If you do end up on a call, write down your key asks beforehand. It is completely acceptable to have notes in front of you.


The Full Lever Reference Table

| Lever | Typical Wiggle Room | How to Ask for It | |---|---|---| | Base Salary | 5–15% above initial offer | "I was hoping we could get to $[X] on base — is there flexibility there?" | | Signing Bonus | $10,000–$50,000 | "To offset what I'm leaving behind, could we do a signing bonus of $[X]?" | | RSU Grant | 10–25% more units | "Could we add [X] RSUs to the grant?

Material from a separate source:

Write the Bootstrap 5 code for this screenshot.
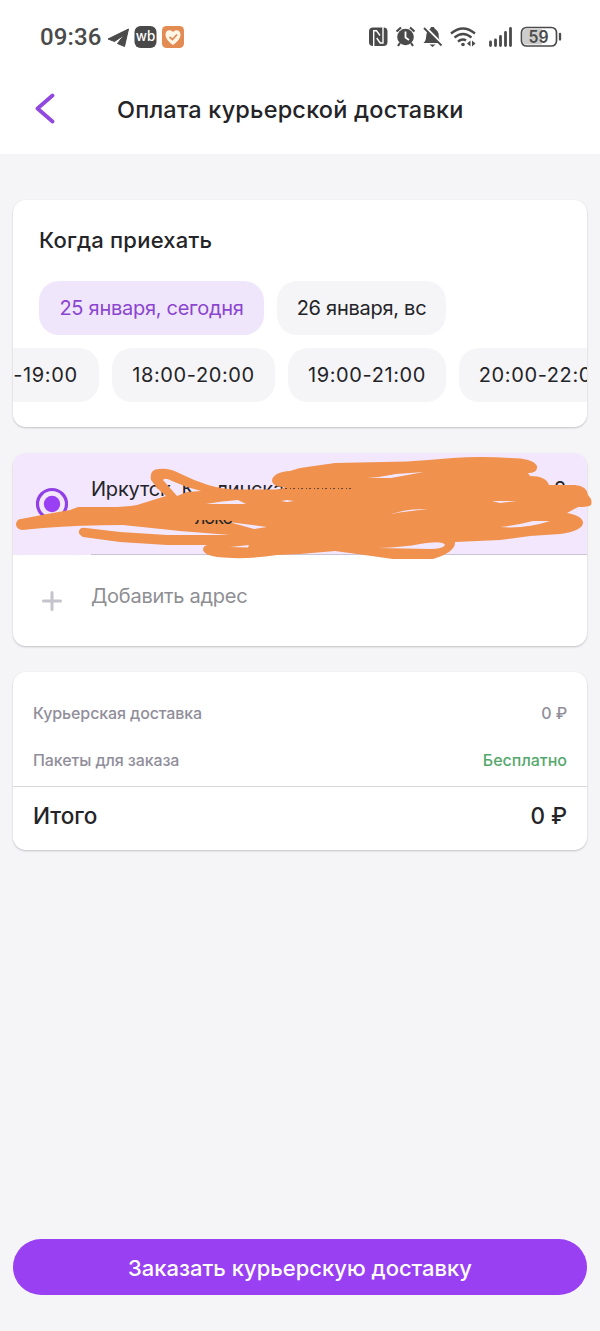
<!DOCTYPE html>
<html lang="ru">
<head>
<meta charset="utf-8">
<meta name="viewport" content="width=device-width, initial-scale=1">
<title>Оплата курьерской доставки</title>
<link rel="stylesheet" href="https://cdn.jsdelivr.net/npm/bootstrap@5.3.0/dist/css/bootstrap.min.css">
<style>
  body { font-family: Inter, "Noto Sans", sans-serif; background: #f5f5f7; color: #242428; min-height: 1331px; }
  .statusbar { height: 74px; padding: 0 38px 0 40px; color: #4a4a4a; }
  .clock { font: 500 24px/1 Roboto, sans-serif; letter-spacing: .1px; width: 67px; }
  .topbar { height: 80px; padding: 0 0 10px; }
  .topbar-back { width: 117px; padding-left: 34px; }
  .topbar h1 { font-size: 23.5px; font-weight: 500; letter-spacing: .2px; padding-top: 3px; }
  .content { padding: 46px 13px 0; gap: 26px; }
  .panel { border-radius: 13px; background: #fff; box-shadow: 0 1px 2px rgba(40,40,60,.25); overflow: hidden; }
  .when { height: 227px; padding-top: 25px; }
  .when h2 { font-size: 22px; line-height: 30px; font-weight: 500; letter-spacing: .22px; margin: 0 0 26px 26px; }
  .chip { flex: none; height: 54px; border-radius: 20px; background: #f5f5f7; font-size: 20px; }
  .chip-on { background: #f0e6fc; color: #8b45cf; }
  .days { gap: 13px; margin: 0 0 13px 26px; letter-spacing: -.27px; }
  .slots { gap: 13px; margin-left: -74px; letter-spacing: .62px; }
  .addresses { height: 193px; }
  .address-on { height: 102px; background: #f2e7fd; }
  .address-icon { width: 78px; flex: none; }
  .address-text { font-size: 20px; line-height: 28px; letter-spacing: -.2px; border-bottom: 1px solid #c9c3d3; padding: 22px 21px 0 0; white-space: nowrap; }
  .address-new { height: 91px; color: #8e8e93; font-size: 20px; letter-spacing: -.27px; }
  .add-label { padding-top: 2px; }
  .scribble { position: absolute; left: -13px; top: 0; }
  .peek { position: absolute; left: 182px; top: 67px; height: 6px; width: 40px; overflow: hidden; font-size: 18px; letter-spacing: -1px; }
  .peek span { display: block; margin-top: -14px; line-height: 24px; }
  .bill { height: 178px; font-weight: 500; }
  .bill-rows { height: 115px; padding: 17px 20px 0; color: #918e9b; font-size: 16px; letter-spacing: -.12px; border-bottom: 1px solid #d9d9dc; }
  .bill-rows > div { height: 47.5px; }
  .free { color: #55a86c; letter-spacing: 0; }
  .bill-total { height: 58px; padding: 0 20px; font-size: 22.5px; }
  .order { height: 56px; border-radius: 28px; background: #9940f2; color: #fff; font-size: 22px; font-weight: 500; margin: 389px 13px 0; width: 574px; border: 0; padding: 2px 0 0; }
  .order:hover { background: #8a33e0; color: #fff; }
</style>
</head>
<body>
<header class="bg-white">
  <div class="statusbar d-flex align-items-center justify-content-between">
    <div class="d-flex align-items-center">
      <span class="clock">09:36</span>
      <svg width="80" height="24" viewBox="107 25 80 24" aria-hidden="true">
        <path d="M108 39 128.500 29 124.500 46.500 117.500 43.500 124 35 114.500 41.500Z" fill="#4a4a4a" stroke="#4a4a4a" stroke-width="1" stroke-linejoin="round"/>
        <rect x="134.500" y="26" width="22" height="22" rx="6" fill="#494949"/>
        <text x="145.500" y="41" text-anchor="middle" font-family="Inter" font-size="14" font-weight="500" textLength="19.500" lengthAdjust="spacingAndGlyphs" fill="#fff">wb</text>
        <rect x="162" y="26" width="22" height="22" rx="4.500" fill="#e28b52"/>
        <path d="M173 45 C166 40 165.500 36 165.500 34.500 C165.500 30 170.500 29 173 32 C175.500 29 180.500 30 180.500 34.500 C180.500 36 180 40 173 45Z" fill="#fff6e6"/>
        <path d="M169.500 37 172.500 39.500 177 34.500" fill="none" stroke="#df8b55" stroke-width="1.700"/>
      </svg>
    </div>
    <svg width="194" height="26" viewBox="368 24 194 26" aria-hidden="true" fill="none" stroke="#4a4a4a">
      <!-- NFC -->
      <rect x="369" y="27.500" width="18.500" height="18.500" rx="4" fill="#4a4a4a" stroke="none"/>
      <path d="M373.700 46.500V30.800H376.500L380 35.500M376.700 38 380.200 43H383V27" stroke="#fff" stroke-width="1.400"/>
      <!-- alarm -->
      <circle cx="405.500" cy="37" r="8.300" fill="#4a4a4a" stroke="none"/>
      <path d="M396.500 31.500 401 27.500M410 27.500 414.500 31.500M400 43 398 46M411 43 413 46" stroke-width="2.200"/>
      <path d="M405.500 31.500V37.500L409 40" stroke="#fff" stroke-width="1.800"/>
      <!-- muted bell -->
      <path d="M423.500 43C427 40 425.500 36 427 32.500C428 30 431 28.500 431 27H434C434 29 437.500 29.500 438.500 33.500C439 37 438.500 40 441.500 43ZM429.500 44.500H435.500L432.500 47Z" fill="#4a4a4a" stroke="none"/>
      <path d="M425 27 443 45" stroke="#fff" stroke-width="2.500"/>
      <path d="M424 28 441.500 45.500" stroke-width="1.800"/>
      <!-- wifi -->
      <path d="M451 33.500Q463 23.500 475 33.500M454.500 37.500Q463 30.500 471.500 37.500M458 41.500Q462.500 38 466 40.500" stroke-width="2.300"/>
      <circle cx="463" cy="44.500" r="1.800" fill="#4a4a4a" stroke="none"/>
      <path d="M467 43.500 470.500 40.500V46.500ZM475.500 43.500 472 40.500V46.500Z" fill="#4a4a4a" stroke="none"/>
      <!-- signal -->
      <path d="M490.500 42V45.500M495.500 40V45.500M500.500 36.500V45.500M505.500 32.500V45.500M510.500 28.500V45.500" stroke-width="2.800" stroke-linecap="round"/>
      <!-- battery -->
      <rect x="521.500" y="27.500" width="35" height="18.500" rx="5" fill="#fff" stroke-width="1.700"/>
      <path d="M526 29H542V44.500H526Q523 44.500 523 41V32.500Q523 29 526 29Z" fill="#ccc" stroke="none"/>
      <path d="M560 34V39.500" stroke-width="2.300" stroke-linecap="round"/>
      <text x="538.500" y="43" text-anchor="middle" font-family="Inter" font-size="17" font-weight="600" textLength="20" lengthAdjust="spacingAndGlyphs" fill="#4a4a4a" stroke="none">59</text>
    </svg>
  </div>
  <div class="topbar d-flex align-items-center">
    <div class="topbar-back">
      <svg width="22" height="32" viewBox="0 0 22 32" role="img" aria-label="Назад"><path d="M18.500 2.500 3.500 15.500 18.500 28.500" fill="none" stroke="#9148df" stroke-width="3.800" stroke-linecap="round" stroke-linejoin="round"/></svg>
    </div>
    <h1 class="m-0 text-nowrap">Оплата курьерской доставки</h1>
  </div>
</header>

<main class="content d-flex flex-column">
  <section class="panel when">
    <h2>Когда приехать</h2>
    <div class="days d-flex">
      <div class="chip chip-on d-flex align-items-center justify-content-center" style="width:225px">25 января, сегодня</div>
      <div class="chip d-flex align-items-center justify-content-center" style="width:169px">26 января, вс</div>
    </div>
    <div class="slots d-flex">
      <div class="chip d-flex align-items-center justify-content-center" style="width:160px">17:00-19:00</div>
      <div class="chip d-flex align-items-center justify-content-center" style="width:163px">18:00-20:00</div>
      <div class="chip d-flex align-items-center justify-content-center" style="width:158px">19:00-21:00</div>
      <div class="chip d-flex align-items-center justify-content-center" style="width:166px">20:00-22:00</div>
    </div>
  </section>

  <section class="position-relative">
    <div class="panel addresses">
      <div class="address-on d-flex">
        <div class="address-icon d-flex align-items-center justify-content-center">
          <svg width="34" height="34" viewBox="0 0 34 34"><circle cx="17" cy="17" r="14.500" fill="none" stroke="#9140e6" stroke-width="3.200"/><circle cx="17" cy="17" r="8.200" fill="#9a40f4"/></svg>
        </div>
        <div class="address-text flex-fill d-flex justify-content-between"><span>Иркутск, К&nbsp;&nbsp;&nbsp;&nbsp;линская</span><span>2</span></div>
      </div>
      <div class="address-new d-flex">
        <div class="address-icon d-flex align-items-center justify-content-center">
          <svg width="20" height="20" viewBox="0 0 20 20"><path d="M10 1.500V18.500M1.500 10H18.500" stroke="#c5c4cc" stroke-width="3" stroke-linecap="round"/></svg>
        </div>
        <div class="pt-4"><div class="add-label">Добавить адрес</div></div>
      </div>
    </div>
    <svg class="scribble" width="600" height="110" viewBox="0 453 600 110" aria-hidden="true">
      <path fill="#f0914d" fill-rule="evenodd" d="M21 519 Q46 514 70 510 L78 507 H110 Q125 507 137 505 L153 500 166 496 158 489 151 480 Q149 469 159 469 Q170 468 181 474 Q195 481 208 485 Q222 489 235 489.500 H280 L285 487 Q272 487 272 480 Q274 472 290 471 L300 468 335 463 407 461.500 Q427 460 453 458 Q480 456 510 458 Q533 458 537 466 Q538 473 528 473 L530 476 Q546 476 549 485 L575 485 Q587 486 588 495 Q593 500 591 505 Q589 507 578 507 L567 513 Q583 516 583 523 Q582 531 560 534 L530 536 500 540 455 542 Q456 552 433 559 H393 Q365 555 335 551 L300 554 277 555 Q245 560 217 557 Q204 555 203 550 Q203 546 207 545 H167 L120 542 83 537 Q78 534 79 531 Q80 527 86 528 L120 532 167 535 H230 L180 531 123 525 Q80 525 43 528 L22 530 Q16 529 16 524 Q17 519 21 519Z
        M163 480 Q165 477 172 481 L187 487 201 491 187 492 177 496Z
        M206 504 Q222 501 238 500 L246 504Z
        M281 501 287 500 294 501 287 502Z
        M229 522 267 527 254 529Z
        M230 547 249 545 248 547.500Z
        M367 478 Q382 477 396 474 L424 472 391 478Z
        M392 514 Q408 508 428 509.500 Q405 511 392 514Z
        M492 501 517 501 500 503Z
        M500 527 Q518 525 533 521 H550 Q526 529 500 527Z
        M378 548 Q405 547 420 544 Q443 540 445 545 Q443 549 430 549Z"/>
      <path d="M285 488.500H352" stroke="#49312f" stroke-width="1.200" stroke-dasharray="2 3 1 2" opacity=".8"/>
    </svg>
    <div class="peek"><span>локс</span></div>
  </section>

  <section class="panel bill">
    <div class="bill-rows">
      <div class="d-flex align-items-center justify-content-between"><span>Курьерская доставка</span><span>0 ₽</span></div>
      <div class="d-flex align-items-center justify-content-between"><span>Пакеты для заказа</span><span class="free">Бесплатно</span></div>
    </div>
    <div class="bill-total d-flex align-items-center justify-content-between"><span>Итого</span><span>0 ₽</span></div>
  </section>
</main>

<button type="button" class="btn order">Заказать курьерскую доставку</button>
<script src="https://cdn.jsdelivr.net/npm/bootstrap@5.3.0/dist/js/bootstrap.bundle.min.js"></script>
</body>
</html>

It would meaningfully increase my stake." | | RSU Vesting Schedule | Sometimes negotiable | "Is there any flexibility on front-loading the vesting — like a 1-year cliff with 25% upfront?" | | Start Date | Usually flexible | "Could I start [2 weeks later]? I want to give proper notice and decompress." | | Remote Work | Often available | "Is there flexibility on location — could this role be fully remote?" | | Title | Sometimes available | "Is there flexibility on the title? I'm currently a Senior, and I want to make sure the external signaling is consistent." | | Performance Review Timing | Ask for early review | "Could we agree to an off-cycle review at 6 months to reassess comp?" |


The Mindset That Makes All of This Work

Negotiation is not confrontation. It is a collaborative process where two parties with slightly different interests find an agreement both can live with. The recruiter is not your enemy — they are a professional doing their job, and part of that job is expecting you to push back.

The candidates who negotiate best are not the most aggressive. They are the clearest. They know what they want, they say it directly, and they maintain warmth throughout. "I want to work here AND I want $195,000" is a completely reasonable position to hold simultaneously.

Ask for what you want. Say it once, clearly. Then stop talking.

You will almost always get something.